Differently from “full” EPAs, Interim (or ‘stepping stone’) EPAs cover exclusively trade in goods (with the possibility to enlarge them in future to further policy areas).

The negotiations of the EPA between the EU and the East African Community (EAC) were initialled in 2014, but so far the Agreement has been ratified only by Kenya and Rwanda, while the other EAC countries have shown strong resistance to sign the Agreement, fearing that this will put their local industries in jeopardy and discourage the development of new industries, due to the fact that a large share of imports from the EU will enter their territories duty free (on average, EPA open markets of EPA partners by about 80%, while the EU grants full access to its market for all products excepted arms and ammunitions).

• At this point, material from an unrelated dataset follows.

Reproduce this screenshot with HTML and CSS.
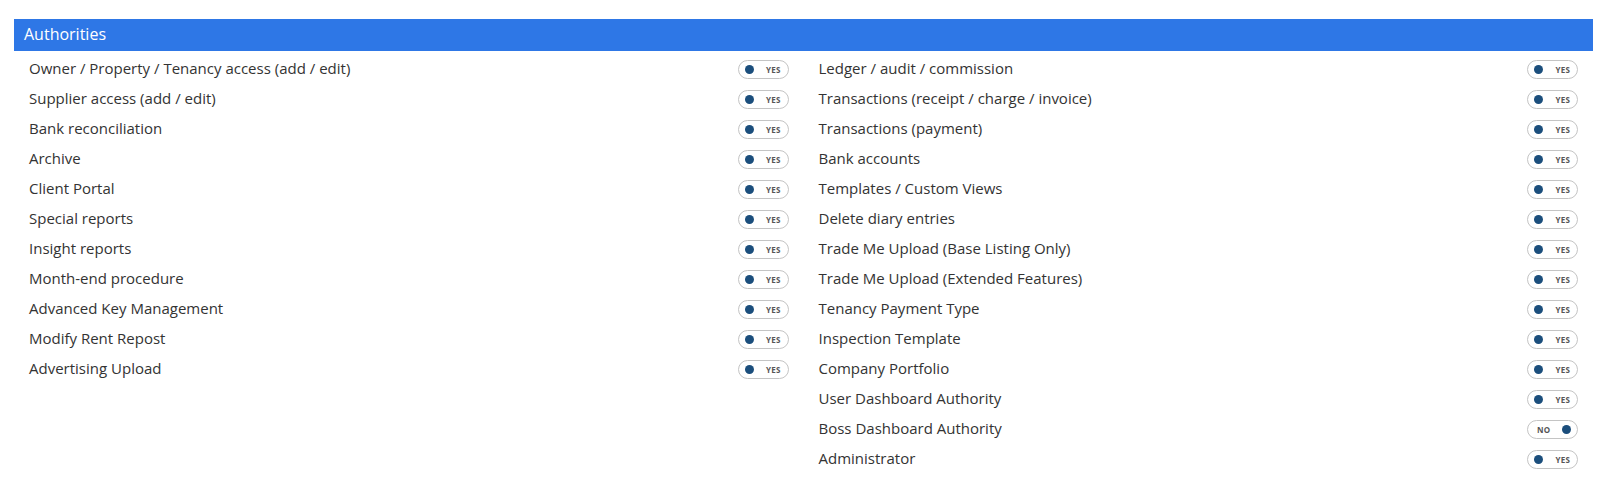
FILE: index.html
```html
<!DOCTYPE html>
<html>
<head>
<meta charset="utf-8">
<link rel="stylesheet" href="styles.css">
</head>
<body>
<div class="panel">
  <div class="panel-head">Authorities</div>
  <div class="panel-body">
    <div class="col">
      <div class="row"><span class="label">Owner / Property / Tenancy access (add / edit)</span><span class="toggle on"><span class="dot"></span><span class="txt">YES</span></span></div>
      <div class="row"><span class="label">Supplier access (add / edit)</span><span class="toggle on"><span class="dot"></span><span class="txt">YES</span></span></div>
      <div class="row"><span class="label">Bank reconciliation</span><span class="toggle on"><span class="dot"></span><span class="txt">YES</span></span></div>
      <div class="row"><span class="label">Archive</span><span class="toggle on"><span class="dot"></span><span class="txt">YES</span></span></div>
      <div class="row"><span class="label">Client Portal</span><span class="toggle on"><span class="dot"></span><span class="txt">YES</span></span></div>
      <div class="row"><span class="label">Special reports</span><span class="toggle on"><span class="dot"></span><span class="txt">YES</span></span></div>
      <div class="row"><span class="label">Insight reports</span><span class="toggle on"><span class="dot"></span><span class="txt">YES</span></span></div>
      <div class="row"><span class="label">Month-end procedure</span><span class="toggle on"><span class="dot"></span><span class="txt">YES</span></span></div>
      <div class="row"><span class="label">Advanced Key Management</span><span class="toggle on"><span class="dot"></span><span class="txt">YES</span></span></div>
      <div class="row"><span class="label">Modify Rent Repost</span><span class="toggle on"><span class="dot"></span><span class="txt">YES</span></span></div>
      <div class="row"><span class="label">Advertising Upload</span><span class="toggle on"><span class="dot"></span><span class="txt">YES</span></span></div>
    </div>
    <div class="col">
      <div class="row"><span class="label">Ledger / audit / commission</span><span class="toggle on"><span class="dot"></span><span class="txt">YES</span></span></div>
      <div class="row"><span class="label">Transactions (receipt / charge / invoice)</span><span class="toggle on"><span class="dot"></span><span class="txt">YES</span></span></div>
      <div class="row"><span class="label">Transactions (payment)</span><span class="toggle on"><span class="dot"></span><span class="txt">YES</span></span></div>
      <div class="row"><span class="label">Bank accounts</span><span class="toggle on"><span class="dot"></span><span class="txt">YES</span></span></div>
      <div class="row"><span class="label">Templates / Custom Views</span><span class="toggle on"><span class="dot"></span><span class="txt">YES</span></span></div>
      <div class="row"><span class="label">Delete diary entries</span><span class="toggle on"><span class="dot"></span><span class="txt">YES</span></span></div>
      <div class="row"><span class="label">Trade Me Upload (Base Listing Only)</span><span class="toggle on"><span class="dot"></span><span class="txt">YES</span></span></div>
      <div class="row"><span class="label">Trade Me Upload (Extended Features)</span><span class="toggle on"><span class="dot"></span><span class="txt">YES</span></span></div>
      <div class="row"><span class="label">Tenancy Payment Type</span><span class="toggle on"><span class="dot"></span><span class="txt">YES</span></span></div>
      <div class="row"><span class="label">Inspection Template</span><span class="toggle on"><span class="dot"></span><span class="txt">YES</span></span></div>
      <div class="row"><span class="label">Company Portfolio</span><span class="toggle on"><span class="dot"></span><span class="txt">YES</span></span></div>
      <div class="row"><span class="label">User Dashboard Authority</span><span class="toggle on"><span class="dot"></span><span class="txt">YES</span></span></div>
      <div class="row"><span class="label">Boss Dashboard Authority</span><span class="toggle off"><span class="txt">NO</span><span class="dot"></span></span></div>
      <div class="row"><span class="label">Administrator</span><span class="toggle on"><span class="dot"></span><span class="txt">YES</span></span></div>
    </div>
  </div>
</div>
</body>
</html>
```

FILE: styles.css
```css
html, body {
  margin: 0;
  padding: 0;
  background: #fff;
}
body {
  font-family: "Open Sans", "Liberation Sans", sans-serif;
  color: #333;
  padding: 19px 27px 0 14px;
}
.panel-head {
  background: #2e77e6;
  color: #fff;
  font-size: 16px;
  height: 32px;
  line-height: 30px;
  padding: 0 10px;
  box-sizing: border-box;
}
.panel-body {
  display: grid;
  grid-template-columns: 1fr 1fr;
  column-gap: 30px;
  padding: 4px 15px 0 15px;
}
.row {
  display: flex;
  align-items: center;
  justify-content: space-between;
  height: 29px;
  margin-bottom: 1px;
}
.label {
  font-size: 15px;
  color: #333;
  padding-bottom: 4px;
}
.toggle {
  display: flex;
  align-items: center;
  box-sizing: border-box;
  width: 51px;
  height: 19px;
  border: 1px solid #c4c4c4;
  border-radius: 10px;
  background: #fff;
  padding: 0 7px 0 6px;
  gap: 0;
}
.toggle.on { justify-content: space-between; }
.toggle.off { justify-content: space-between; padding: 0 6px 0 9px; }
.dot {
  width: 9px;
  height: 9px;
  border-radius: 50%;
  background: #1b4e7c;
}
.txt {
  font-size: 8px;
  font-weight: 700;
  color: #555;
  letter-spacing: 0.2px;
}
```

The EU and Kenya have now issued a joint communique where they stated they intend to negotiate and agree on an interim Economic Partnership Agreement similarly to what already done by Cote d’Ivoire, Ghana and Cameroun. To this end, the two parties have agreed to negotiate, as an integral part of the Agreement, binding provisions on trade and sustainable development, which will be subject to an appropriate dispute settlement mechanism.

The EU-Kenya iEPA will remain open for access by other EAC Partners States, and will provide for liberalisation of trade in goods, accompanied by trade-related development cooperation with a view to boost sustainable economic growth and job creation. A text of the EU-Kenya iEPA is already under preparation and will soon be transmitted to the Kenyan authorities for its signature and ratification. However, as currently Kenyan exports to the EU represent about 30% to the total exports of the country (source: Comstat), the question is if for Kenya is more convenient to continue exporting under the standard EU’s Generalised System of Preferences (GSP), that provides for a unilateral reduction or full removal of customs duties on about two thirds of EU tariff lines (with no reciprocity towards the EU, whose products will continue to be subjected to customs duties at their import in Kenya), while this will not be anymore the case where the EPA will be concluded, as EPA are reciprocal free trade agreements that oblige Eu trade partners to open partially their market (as indicated, on average by 80%). This aspect needs to be carefully evaluated, considering that once concluded the EPA, the GSP will not be applicable anymore to Kenya, as the EPA will become the only preferential trade arrangement applicable to trade exchanges with the EU.